What to do with too many thoughts. I could try and pop some. I could let others float away. If I wait too long, they'll shrivel, and that's no good. Nothing's sadder than an old balloon (proof: Fat Charlie the Archangel). Old balloons linger, ghosts of celebration, lofted by invisible drafts, skittering under couches and beds, softening, wrinkling, shrinking to strange proportions. My thoughts aren't too different. They swell to a temporary glory, then fade into flabbiness before I manage to do anything with them. Some hold on, halfheartedly bouncing around in corridors and vestibules.
Time for a purge. Random thoughts:
The Gormenghast Trilogy is one of the strangest and most wonderful things I've ever read, but I can't recommend it. It's too strange and massive to impose that way; it's a book you have to choose on your own. I don't know anyone else who has read it, so it might be the loneliest thing I've ever read, too; after nearly 1000 pages, it felt like I'd climbed a mountain where I saw strange and marvelous things I'll never be able to share or describe. (All books are like this more or less; this skewed to the far end of more.) The first volume is essentially a prelude, setting in place all the pieces for the second, which splinters at the end after a series of climaxes. The third volume is a literal stepping out of one story into another, with a central character who is aware and suffering at the displacement. The imagery is like a beautiful hallucination: a castle city impossible and vast, crumbling into decay; rubies like a lumps of anger; a monolithic countess with an army of birds perched at her shoulder and a sea of white cats frothing at her feet; terrifying twin sisters of small and single mind; horrifying dinners; a brutally brilliant cocktail party.

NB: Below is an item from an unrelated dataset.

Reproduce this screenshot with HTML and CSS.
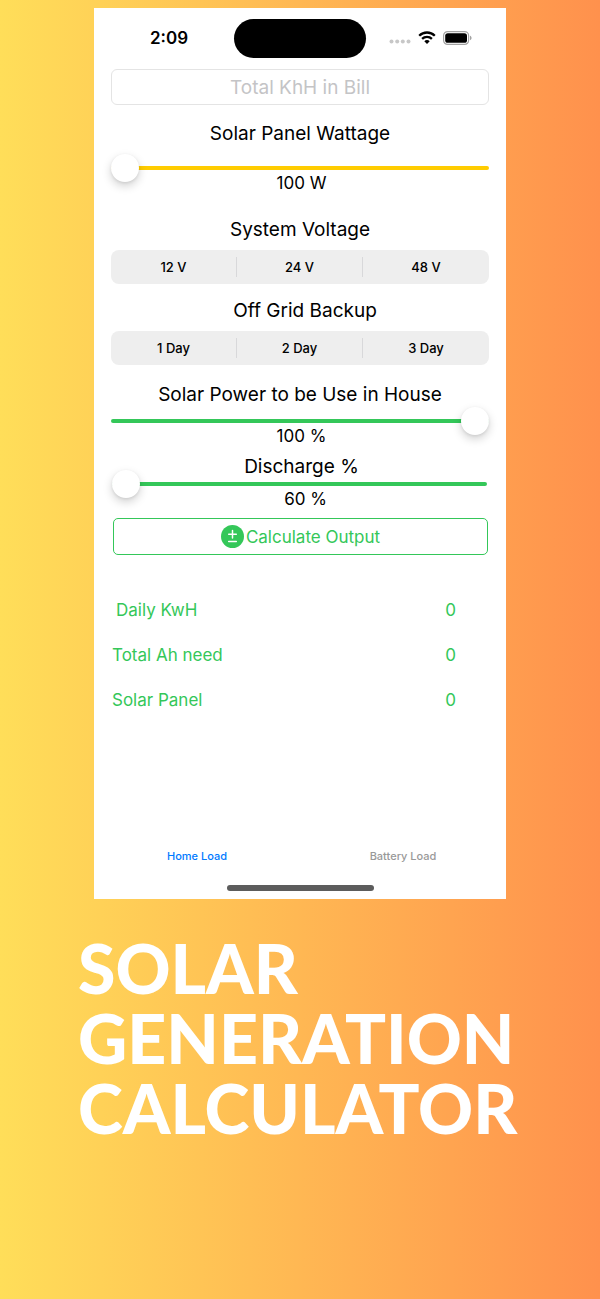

The plot unwinds at its own pace; events other authors might pressure together spool out in unpredictable ways. It's not perfect - Peake's life ended in tragedy and the series is unfinished - but it is absolutely singular. I want to read it again.

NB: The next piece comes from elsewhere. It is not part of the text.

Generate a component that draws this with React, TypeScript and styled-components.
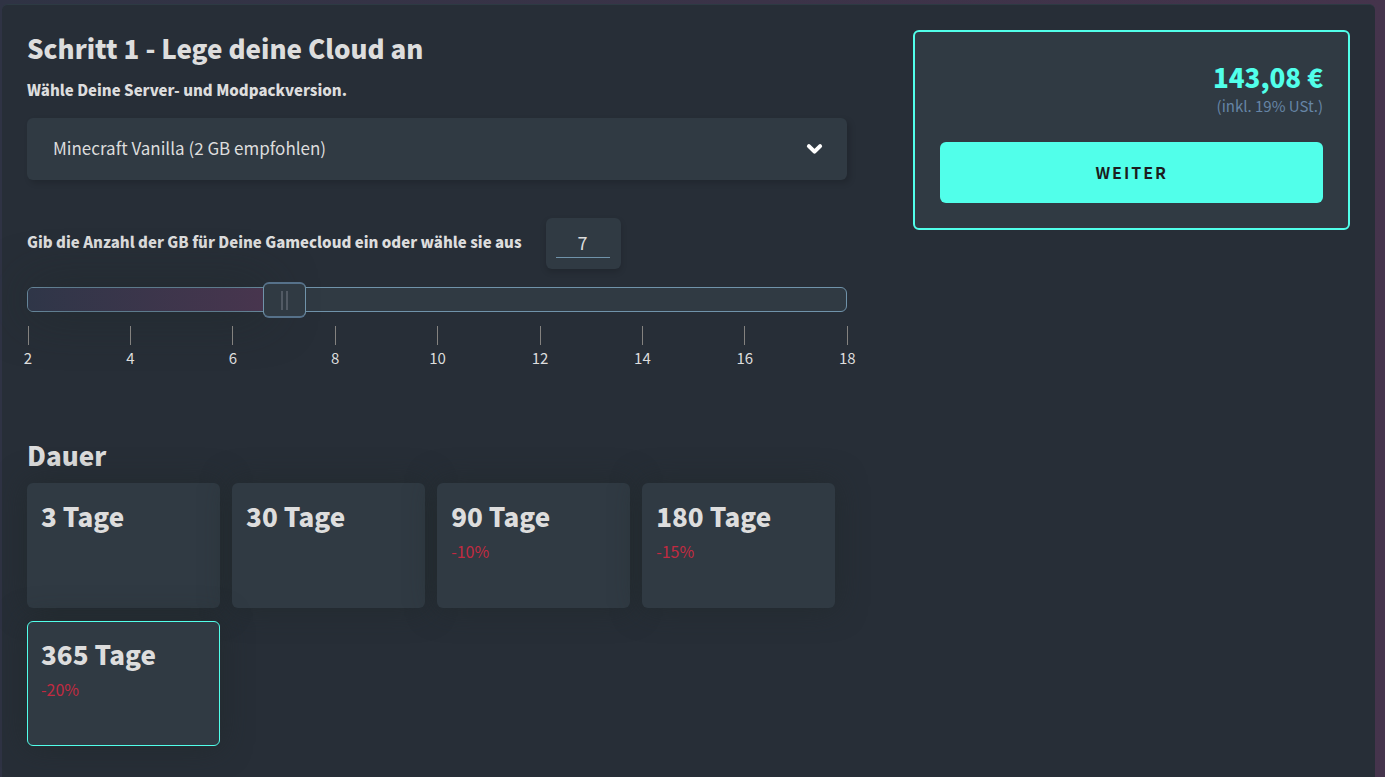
import React, { useState } from "react";
import styled, { createGlobalStyle } from "styled-components";

const colors = {
  panel: "#272e37",
  surface: "#303a43",
  text: "#dddddd",
  line: "#7093aa",
  accent: "#51ffea",
  muted: "#6685a6",
  discount: "#c12a41",
};

const GlobalStyle = createGlobalStyle`
  *, *::before, *::after { box-sizing: border-box; }
  body {
    margin: 0;
    min-height: 100vh;
    overflow: hidden;
    background: linear-gradient(90deg, #2f3344 0%, #3b3348 55%, #45344c 100%) fixed;
    color: ${colors.text};
    font-family: "Noto Sans CJK JP", "Open Sans", sans-serif;
    font-size: 16px;
    line-height: 24px;
  }
  button, input, select { font: inherit; color: inherit; }
`;

const Panel = styled.main`
  display: flex;
  justify-content: space-between;
  align-items: flex-start;
  min-height: 100vh;
  margin: 4px 10px 0 2px;
  padding: 25px;
  border-top: 1px solid #2d3a43;
  border-radius: 6px 6px 0 0;
  background: ${colors.panel};
`;

const Configurator = styled.form`
  width: 62%;
`;

const Title = styled.h1`
  margin: 0;
  font-size: 26px;
  line-height: 36px;
  font-weight: 900;
`;

const FieldLabel = styled.label`
  display: block;
  font-size: 15px;
  font-weight: 900;
`;

const VersionField = styled.div`
  margin-top: 12px;
`;

const SelectBox = styled.div`
  display: grid;
  align-items: center;
  margin-top: 16px;
  & > * { grid-area: 1 / 1; }
  & > svg {
    justify-self: end;
    margin-right: 24px;
    pointer-events: none;
  }
`;

const Select = styled.select`
  appearance: none;
  width: 100%;
  height: 62px;
  padding: 0 60px 2px 26px;
  border: 0;
  border-radius: 6px;
  background: ${colors.surface};
  box-shadow: 3px 3px 6px rgba(0, 0, 0, 0.16);
  font-size: 17px;
`;

const AmountRow = styled.div`
  display: flex;
  align-items: center;
  gap: 24px;
  margin-top: 38px;
  & > label { padding-bottom: 4px; }
`;

const AmountBox = styled.div`
  width: 75px;
  height: 51px;
  padding: 10px 11px 0 10px;
  border-radius: 6px;
  background: ${colors.surface};
  box-shadow: 0 3px 6px rgba(0, 0, 0, 0.16);
`;

const AmountInput = styled.input`
  appearance: textfield;
  display: block;
  width: 100%;
  height: 30px;
  padding: 0 0 2px;
  border: 0;
  border-bottom: 1px solid ${colors.line};
  background: transparent;
  text-align: center;
  font-size: 18px;
  &::-webkit-inner-spin-button { appearance: none; }
`;

const Slider = styled.div`
  display: grid;
  align-items: center;
  margin-top: 13px;
  & > * { grid-area: 1 / 1; }
`;

const Track = styled.div`
  height: 25px;
  margin-bottom: 2px;
  border: 1px solid ${colors.line};
  border-radius: 6px;
  background: ${colors.surface};
`;

const Fill = styled.div`
  height: 100%;
  border-radius: 5px;
  background: linear-gradient(90deg, #2f3648, #48354e);
  box-shadow: 0 0 50px rgba(32, 40, 40, 0.7);
`;

const Range = styled.input`
  appearance: none;
  width: calc(100% + 43px);
  height: 36px;
  margin: 0 -23px 0 -20px;
  background: transparent;
  &::-webkit-slider-thumb {
    appearance: none;
    width: 43px;
    height: 36px;
    border: 1px solid ${colors.line};
    border-top: 2px solid #56718a;
    border-bottom: 2px solid #56718a;
    border-radius: 6px;
    background:
      linear-gradient(#525a64, #525a64) 17px 7px / 2px 19px no-repeat,
      linear-gradient(#525a64, #525a64) 22px 7px / 2px 19px no-repeat,
      ${colors.surface};
  }
`;

const Scale = styled.div`
  display: flex;
  justify-content: space-between;
  margin: 8px -15px 0 -14px;
`;

const Tick = styled.span`
  display: flex;
  flex-direction: column;
  align-items: center;
  width: 30px;
  font-size: 15px;
  line-height: 26px;
  &::before {
    content: "";
    width: 1px;
    height: 19px;
    background: #84827f;
  }
`;

const DurationGroup = styled.fieldset`
  margin: 66px 0 0;
  padding: 0;
  border: 0;
`;

const Legend = styled.legend`
  padding: 0;
  font-size: 26px;
  line-height: 36px;
  font-weight: 900;
`;

const DurationGrid = styled.div`
  display: grid;
  grid-template-columns: repeat(4, 1fr);
  gap: 13px 12px;
  margin-top: 10px;
  padding-right: 12px;
`;

const DurationCard = styled.label<{ $selected: boolean }>`
  height: 125px;
  padding: 14px 13px;
  border: 1px solid ${(p) => (p.$selected ? colors.accent : "transparent")};
  border-radius: 6px;
  background: ${colors.surface} border-box;
  box-shadow: 0 0 30px rgba(32, 40, 40, 0.6);
  cursor: pointer;
`;

const HiddenRadio = styled.input`
  position: absolute;
  opacity: 0;
  pointer-events: none;
`;

const Days = styled.span`
  display: block;
  font-size: 26px;
  line-height: 36px;
  font-weight: 900;
`;

const Discount = styled.span`
  display: block;
  margin-top: 5px;
  color: ${colors.discount};
  font-size: 16px;
`;

const Summary = styled.aside`
  width: 33%;
  padding: 27px 25px 25px;
  border: 2px solid ${colors.accent};
  border-radius: 6px;
  background: ${colors.surface};
  text-align: right;
`;

const Price = styled.div`
  color: ${colors.accent};
  font-size: 26px;
  line-height: 36px;
  font-weight: 900;
`;

const Tax = styled.div`
  color: ${colors.muted};
  font-size: 15px;
  line-height: 22px;
  font-weight: 400;
`;

const NextButton = styled.button`
  display: block;
  width: 100%;
  height: 61px;
  margin-top: 25px;
  padding: 0 0 2px;
  border: 0;
  border-radius: 6px;
  background: ${colors.accent};
  color: #1c1d20;
  font-size: 16px;
  font-weight: 700;
  letter-spacing: 2px;
  cursor: pointer;
`;

const durations = [
  { days: 3 },
  { days: 30 },
  { days: 90, discount: "-10%" },
  { days: 180, discount: "-15%" },
  { days: 365, discount: "-20%" },
];

const MIN = 2;
const MAX = 18;
const ticks = [2, 4, 6, 8, 10, 12, 14, 16, 18];

function Chevron() {
  return (
    <svg width="17" height="12" viewBox="0 0 17 12" aria-hidden="true">
      <path
        d="M2.9 3.1 8.5 8.7 14.1 3.1"
        fill="none"
        stroke="#fff"
        strokeWidth="4"
        strokeLinecap="round"
        strokeLinejoin="round"
      />
    </svg>
  );
}

export default function App() {
  const [amount, setAmount] = useState(7);
  const [duration, setDuration] = useState(365);
  const percent = ((amount - MIN) / (MAX - MIN)) * 100;

  return (
    <>
      <GlobalStyle />
      <Panel>
        <Configurator onSubmit={(e) => e.preventDefault()}>
          <Title>Schritt 1 - Lege deine Cloud an</Title>
          <VersionField>
            <FieldLabel htmlFor="version">Wähle Deine Server- und Modpackversion.</FieldLabel>
            <SelectBox>
              <Select id="version">
                <option>Minecraft Vanilla (2 GB empfohlen)</option>
              </Select>
              <Chevron />
            </SelectBox>
          </VersionField>
          <AmountRow>
            <FieldLabel htmlFor="amount">
              Gib die Anzahl der GB für Deine Gamecloud ein oder wähle sie aus
            </FieldLabel>
            <AmountBox>
              <AmountInput
                id="amount"
                type="number"
                min={MIN}
                max={MAX}
                value={amount}
                onChange={(e) => setAmount(Number(e.target.value))}
              />
            </AmountBox>
          </AmountRow>
          <Slider>
            <Track>
              <Fill style={{ width: `calc(${percent}% - 18px)` }} />
            </Track>
            <Range
              type="range"
              aria-label="GB"
              min={MIN}
              max={MAX}
              value={amount}
              onChange={(e) => setAmount(Number(e.target.value))}
            />
          </Slider>
          <Scale>
            {ticks.map((t) => (
              <Tick key={t}>{t}</Tick>
            ))}
          </Scale>
          <DurationGroup>
            <Legend>Dauer</Legend>
            <DurationGrid>
              {durations.map((d) => (
                <DurationCard key={d.days} $selected={d.days === duration}>
                  <HiddenRadio
                    type="radio"
                    name="duration"
                    checked={d.days === duration}
                    onChange={() => setDuration(d.days)}
                  />
                  <Days>{d.days} Tage</Days>
                  {d.discount && <Discount>{d.discount}</Discount>}
                </DurationCard>
              ))}
            </DurationGrid>
          </DurationGroup>
        </Configurator>
        <Summary>
          <Price>143,08 €</Price>
          <Tax>(inkl. 19% USt.)</Tax>
          <NextButton type="button">WEITER</NextButton>
        </Summary>
      </Panel>
    </>
  );
}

The little John Chamberlain sculptures at the Guggenheim took me by surprise: so delightful I wanted to steal one.
I read Roland Barthes A Lover's Discourse. From the back cover copy: 'A Lover's Discourse artfully draws a portrait in which readers will recognize themselves' — man, I hope not. I've never read anything that has less to do with love; it's beautifully thought out, tortured surface. As he painfully delineated his 'fragments of discourse', I kept imagining a neurotic skater trying to trace precise shapes on the ice as a way to understand water. Following on, I read Goethe's The Sorrows of Young Werther. André Gide said he wanted to push Werther right into the grave; I would have lent a hand.
150 pages into The Recognitions, and I can't tell if I love it or hate. I'm leaning towards love; we'll see.